The likely winners in the future of crypto transaction privacy
The likely winners are not necessarily the most secretive platforms. They are the ones that make privacy usable.
Usable privacy means a user can reduce unnecessary exposure without guessing what happens next. It means they can distinguish between discretion and risk. It means they can route funds with more confidence because each step is visible, status updates are clear, and supporting tools are close at hand instead of spread across five different services.
This is also where trust will be earned. Not through slogans, but through operational clarity. If a platform helps users move assets quickly, check wallet risk before problems start, and maintain control of their own funds, that platform is aligned with where the market is headed. 2AML sits close to that model because it treats privacy, screening, swapping, and execution costs as connected parts of one workflow instead of separate errands.

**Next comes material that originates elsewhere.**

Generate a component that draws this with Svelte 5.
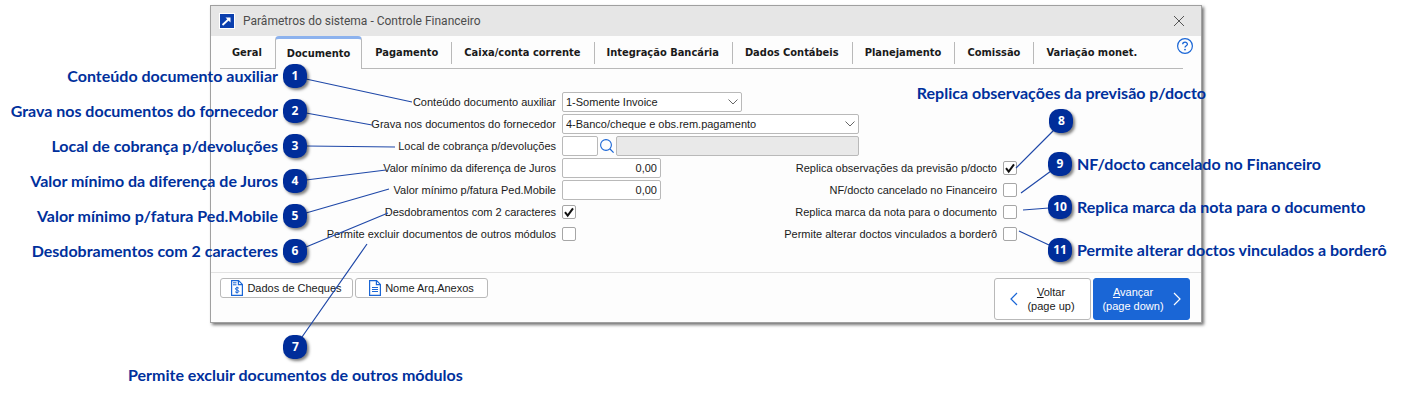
<script>
  const tabs = [
    'Geral',
    'Documento',
    'Pagamento',
    'Caixa/conta corrente',
    'Integração Bancária',
    'Dados Contábeis',
    'Planejamento',
    'Comissão',
    'Variação monet.'
  ];

  const leftNotes = [
    'Conteúdo documento auxiliar',
    'Grava nos documentos do fornecedor',
    'Local de cobrança p/devoluções',
    'Valor mínimo da diferença de Juros',
    'Valor mínimo p/fatura Ped.Mobile',
    'Desdobramentos com 2 caracteres'
  ];

  const rightNotes = [
    'NF/docto cancelado no Financeiro',
    'Replica marca da nota para o documento',
    'Permite alterar doctos vinculados a borderô'
  ];

  let active = $state('Documento');
  let content = $state('1');
  let record = $state('4');
  let place = $state('');
  let interest = $state('0,00');
  let invoice = $state('0,00');
  let split = $state(true);
  let remove = $state(false);

  let options = $state([
    { id: 'replica-obs', label: 'Replica observações da previsão p/docto', checked: true },
    { id: 'nf-cancelado', label: 'NF/docto cancelado no Financeiro', checked: false },
    { id: 'replica-marca', label: 'Replica marca da nota para o documento', checked: false },
    { id: 'altera-borde', label: 'Permite alterar doctos vinculados a borderô', checked: false }
  ]);
</script>

{#snippet chevron()}
  <svg class="chevron" width="10" height="6" viewBox="0 0 10 6" fill="none" aria-hidden="true">
    <path d="M0.5 0.5L5 5L9.5 0.5" stroke="currentColor" />
  </svg>
{/snippet}

<div class="page">
  <section class="window" aria-label="Controle Financeiro">
    <header class="titlebar">
      <svg width="16" height="16" viewBox="0 0 16 16" fill="none" aria-hidden="true">
        <rect x="0.5" y="0.5" width="15" height="15" fill="#0a3fae" stroke="#fff" />
        <path d="M3.5 12L10.5 5.5" stroke="#fff" stroke-width="1.8" />
        <path d="M6.5 4.5H11.5V9.5Z" fill="#fff" />
      </svg>
      <h1>Parâmetros do sistema - Controle Financeiro</h1>
      <button class="close" aria-label="Fechar">
        <svg width="12" height="12" viewBox="0 0 12 12" fill="none">
          <path d="M1 1L11 11M11 1L1 11" stroke="currentColor" />
        </svg>
      </button>
    </header>

    <nav class="tabs">
      {#each tabs as tab}
        <button class="tab" class:active={active === tab} onclick={() => (active = tab)}>{tab}</button>
      {/each}
      <button class="help" aria-label="Ajuda">
        <svg width="16" height="16" viewBox="0 0 16 16" fill="none">
          <circle cx="8" cy="8" r="7.4" stroke="currentColor" stroke-width="1.2" />
          <path d="M5.7 6.3C5.7 3.5 10.4 3.5 10.4 6.2C10.4 7.9 8 7.7 8 9.6" stroke="currentColor" stroke-width="1.3" />
          <circle cx="8" cy="11.6" r="0.9" fill="currentColor" />
        </svg>
      </button>
    </nav>

    <form class="fields" onsubmit={(e) => e.preventDefault()}>
      <div class="main">
        <label for="conteudo">Conteúdo documento auxiliar</label>
        <div class="select short">
          <select id="conteudo" bind:value={content}>
            <option value="1">1-Somente Invoice</option>
          </select>
          {@render chevron()}
        </div>

        <label for="grava">Grava nos documentos do fornecedor</label>
        <div class="select">
          <select id="grava" bind:value={record}>
            <option value="4">4-Banco/cheque e obs.rem.pagamento</option>
          </select>
          {@render chevron()}
        </div>

        <label for="local">Local de cobrança p/devoluções</label>
        <div class="lookup">
          <input id="local" class="code" type="text" bind:value={place} />
          <button type="button" aria-label="Pesquisar">
            <svg width="14" height="14" viewBox="0 0 14 14" fill="none">
              <circle cx="6" cy="6" r="5.4" stroke="currentColor" stroke-width="1.1" />
              <path d="M10 10L13.6 13.6" stroke="currentColor" stroke-width="1.2" />
            </svg>
          </button>
          <input class="name" type="text" aria-label="Nome do local" disabled />
        </div>

        <label for="juros">Valor mínimo da diferença de Juros</label>
        <input id="juros" class="amount" type="text" bind:value={interest} />

        <label for="fatura">Valor mínimo p/fatura Ped.Mobile</label>
        <input id="fatura" class="amount" type="text" bind:value={invoice} />

        <label for="desdobra">Desdobramentos com 2 caracteres</label>
        <span class="check">
          <input id="desdobra" type="checkbox" bind:checked={split} />
          <svg viewBox="0 0 14 14" fill="none" aria-hidden="true"><path d="M3 7.2L5.7 10.6L11 3.4" /></svg>
        </span>

        <label for="excluir">Permite excluir documentos de outros módulos</label>
        <span class="check">
          <input id="excluir" type="checkbox" bind:checked={remove} />
          <svg viewBox="0 0 14 14" fill="none" aria-hidden="true"><path d="M3 7.2L5.7 10.6L11 3.4" /></svg>
        </span>
      </div>

      <div class="side">
        {#each options as option}
          <label for={option.id}>{option.label}</label>
          <span class="check">
            <input id={option.id} type="checkbox" bind:checked={option.checked} />
            <svg viewBox="0 0 14 14" fill="none" aria-hidden="true"><path d="M3 7.2L5.7 10.6L11 3.4" /></svg>
          </span>
        {/each}
      </div>
    </form>

    <footer class="actions">
      <button class="small">
        <svg width="12" height="16" viewBox="0 0 12 16" fill="none" aria-hidden="true">
          <path d="M0.6 0.6H7.6L11.4 4.4V15.4H0.6V0.6ZM7.4 0.8V4.6H11.2" stroke="currentColor" stroke-width="1.2" />
          <path d="M2 2.8H5.5M2 4.8H5.5" stroke="currentColor" />
          <path d="M7.9 8.3C7.3 7.3 4.4 7.3 4.4 8.9C4.4 10.5 7.9 9.6 7.9 11.3C7.9 12.9 4.8 12.8 4.1 11.7M6 6.7V13.6" stroke="currentColor" />
        </svg>
        Dados de Cheques
      </button>
      <button class="small">
        <svg width="12" height="16" viewBox="0 0 12 16" fill="none" aria-hidden="true">
          <path d="M0.6 0.6H7.6L11.4 4.4V15.4H0.6V0.6ZM7.4 0.8V4.6H11.2" stroke="currentColor" stroke-width="1.2" />
          <path d="M3 7.5H9M3 9.5H9M3 11.5H9" stroke="currentColor" />
        </svg>
        Nome Arq.Anexos
      </button>
      <button class="step back">
        <svg width="8" height="14" viewBox="0 0 8 14" fill="none" aria-hidden="true">
          <path d="M7 1L1 7L7 13" stroke="currentColor" stroke-width="1.2" />
        </svg>
        <span><u>V</u>oltar<br />(page up)</span>
      </button>
      <button class="step next">
        <span><u>A</u>vançar<br />(page down)</span>
        <svg width="8" height="14" viewBox="0 0 8 14" fill="none" aria-hidden="true">
          <path d="M1 1L7 7L1 13" stroke="currentColor" stroke-width="1.2" />
        </svg>
      </button>
    </footer>
  </section>

  <!-- leader lines, one drawing per side so each follows its own edge -->
  <svg class="lines left" width="420" height="345" aria-hidden="true">
    <path d="M306 79L412 102M306 113L372 125M306 146L395 147M306 180L386 170M306 213L389 189M306 247L388 213M302 337L367 244" />
  </svg>
  <svg class="lines right" width="402" height="260" aria-hidden="true">
    <path d="M16 168L54 130M21 193L51 171M23 210L49 208M19 231L49 245" />
  </svg>

  <ol class="notes left">
    {#each leftNotes as note, i}
      <li>{note}<b>{i + 1}</b></li>
    {/each}
  </ol>
  <div class="note bottom">
    <b>7</b>
    Permite excluir documentos de outros módulos
  </div>
  <div class="note top">
    Replica observações da previsão p/docto
    <b>8</b>
  </div>
  <ol class="notes right">
    {#each rightNotes as note, i}
      <li><b>{i + 9}</b>{note}</li>
    {/each}
  </ol>
</div>

<style>
  :global(body) {
    background: #fff;
  }

  .page {
    --ui: 'Liberation Sans', Arial, sans-serif;
    --tab: 'DejaVu Sans Condensed', Tahoma, sans-serif;
    --note: #00309c;
    --blue: #1a66d6;
    --line: #b9b9b9;
    position: relative;
    box-sizing: border-box;
    min-height: 100vh;
    padding: 5px 200px 0 210px;
    overflow: hidden;
    font: 11px/16px var(--ui);
    color: #1a1a1a;
  }

  .window {
    border: 1px solid #a0a0a0;
    background: #fdfdfd;
    box-shadow: 2px 2px 3px rgba(0, 0, 0, 0.55);
  }

  button,
  input,
  select {
    box-sizing: border-box;
    margin: 0;
    font: inherit;
    color: inherit;
  }

  button {
    padding: 0;
    border: 0;
    background: none;
  }

  svg {
    display: block;
    flex-shrink: 0;
  }

  .titlebar {
    display: flex;
    align-items: center;
    gap: 8px;
    height: 30px;
    padding: 0 16px 0 8px;
    background: #e6e6e6;
  }

  h1 {
    margin: 0;
    font: 12px/16px Roboto, 'Segoe UI', sans-serif;
    color: #4c4c4c;
  }

  .close {
    margin-left: auto;
    color: #555;
  }

  .tabs {
    position: relative;
    display: flex;
    align-items: center;
    height: 33px;
    margin: 0 18px 0 9px;
    box-shadow: inset 0 -1px var(--line);
  }

  .tab {
    height: 22px;
    padding: 1px 13px 0 12px;
    border-left: 1px solid var(--line);
    font: bold 11px/20px var(--tab);
    white-space: nowrap;
  }

  .tab:first-child {
    border-left: 0;
  }

  .tab.active + .tab {
    border-left-color: transparent;
  }

  .tab.active {
    height: 33px;
    padding: 0 11px;
    border: 1px solid var(--line);
    border-top: 3px solid #8cb2ee;
    border-bottom: 0;
    border-radius: 4px 4px 0 0;
    background: #fdfdfd;
  }

  .help {
    position: absolute;
    top: 2px;
    right: -10px;
    color: var(--blue);
  }

  .fields {
    display: grid;
    padding: 22px 184px 27px 0;
    border-bottom: 1px solid #e2e2e2;
  }

  .main,
  .side {
    grid-area: 1 / 1;
    display: grid;
    grid-auto-rows: 22px;
    align-items: center;
    column-gap: 6px;
  }

  .main {
    grid-template-columns: 345px 297px;
    justify-self: start;
  }

  .side {
    grid-template-columns: auto 14px;
    place-self: end;
  }

  label {
    text-align: right;
    white-space: nowrap;
  }

  .select {
    position: relative;
  }

  .short {
    width: 180px;
  }

  select,
  input[type='text'] {
    height: 20px;
    padding: 0 3px;
    border: 1px solid var(--line);
    border-radius: 2px;
    background: #fff;
  }

  select {
    display: block;
    width: 100%;
    appearance: none;
  }

  .chevron {
    position: absolute;
    top: 7px;
    right: 4px;
    color: #666;
    pointer-events: none;
  }

  .lookup {
    display: flex;
    align-items: center;
    gap: 2px;
  }

  .lookup button {
    color: var(--blue);
  }

  .code {
    width: 36px;
  }

  .lookup .name {
    flex: 1;
    min-width: 0;
    background: #e9e9e9;
  }

  .amount {
    width: 99px;
    text-align: right;
  }

  .check {
    position: relative;
    width: 14px;
    height: 14px;
  }

  .check input {
    display: block;
    width: 14px;
    height: 14px;
    border: 1px solid #a6a6a6;
    border-radius: 2px;
    background: #fff;
    appearance: none;
  }

  .check svg {
    position: absolute;
    inset: 0;
    visibility: hidden;
    stroke: #111;
    stroke-width: 2;
    pointer-events: none;
  }

  .check input:checked + svg {
    visibility: visible;
  }

  .actions {
    display: flex;
    align-items: flex-start;
    gap: 2px;
    padding: 5px 11px 2px 9px;
  }

  .small,
  .step {
    display: flex;
    justify-content: center;
    align-items: center;
    border: 1px solid var(--line);
    border-radius: 3px;
    background: #fff;
  }

  .small {
    gap: 4px;
    width: 133px;
    height: 20px;
  }

  .small svg,
  .back svg {
    color: var(--blue);
  }

  .step {
    gap: 9px;
    width: 97px;
    height: 42px;
    line-height: 14px;
  }

  .back {
    margin-left: auto;
  }

  .next {
    border-color: var(--blue);
    background: var(--blue);
    color: #fff;
  }

  .lines {
    position: absolute;
    top: 0;
    fill: none;
    stroke: #1f48a8;
    stroke-width: 1.2;
    pointer-events: none;
  }

  .lines.left {
    left: 0;
  }

  .lines.right {
    right: 0;
  }

  .notes,
  .note {
    position: absolute;
    display: flex;
    flex-direction: column;
    margin: 0;
    padding: 0;
    list-style: none;
    font: bold 16px/24px Lato, Calibri, sans-serif;
    color: var(--note);
    white-space: nowrap;
    pointer-events: none;
  }

  .notes li {
    display: flex;
    gap: 5px;
  }

  .notes.left {
    top: 64px;
    left: 0;
    width: 307px;
    gap: 11px;
  }

  .notes.left li {
    justify-content: flex-end;
  }

  .notes.right {
    top: 152px;
    left: calc(100% - 354px);
    gap: 19px;
  }

  .note {
    align-items: center;
    gap: 4px;
  }

  .bottom {
    top: 335px;
    left: 128px;
  }

  .top {
    top: 81px;
    right: 196px;
  }

  b {
    width: 24px;
    height: 24px;
    border-radius: 10px;
    background: #002d9a;
    box-shadow: 2px 2px 3px rgba(0, 0, 0, 0.5);
    font: bold 12px/24px 'Open Sans', sans-serif;
    color: #fff;
    text-align: center;
  }
</style>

Privacy is not disappearing. It is getting more specific
The loudest debates tend to frame privacy as all or nothing. Real usage is more nuanced. Users still want discretion. Businesses still want clean counterparties. Platforms still need controls. Those pressures can coexist, but only if privacy tools become more precise about what they solve.
The next chapter will belong to transaction privacy that is faster to use, easier to verify, and better integrated with the rest of crypto operations. Not invisible by default. Not exposed by default. Just controlled with intent.
For users moving real funds in real markets, that is the version of privacy worth paying attention to.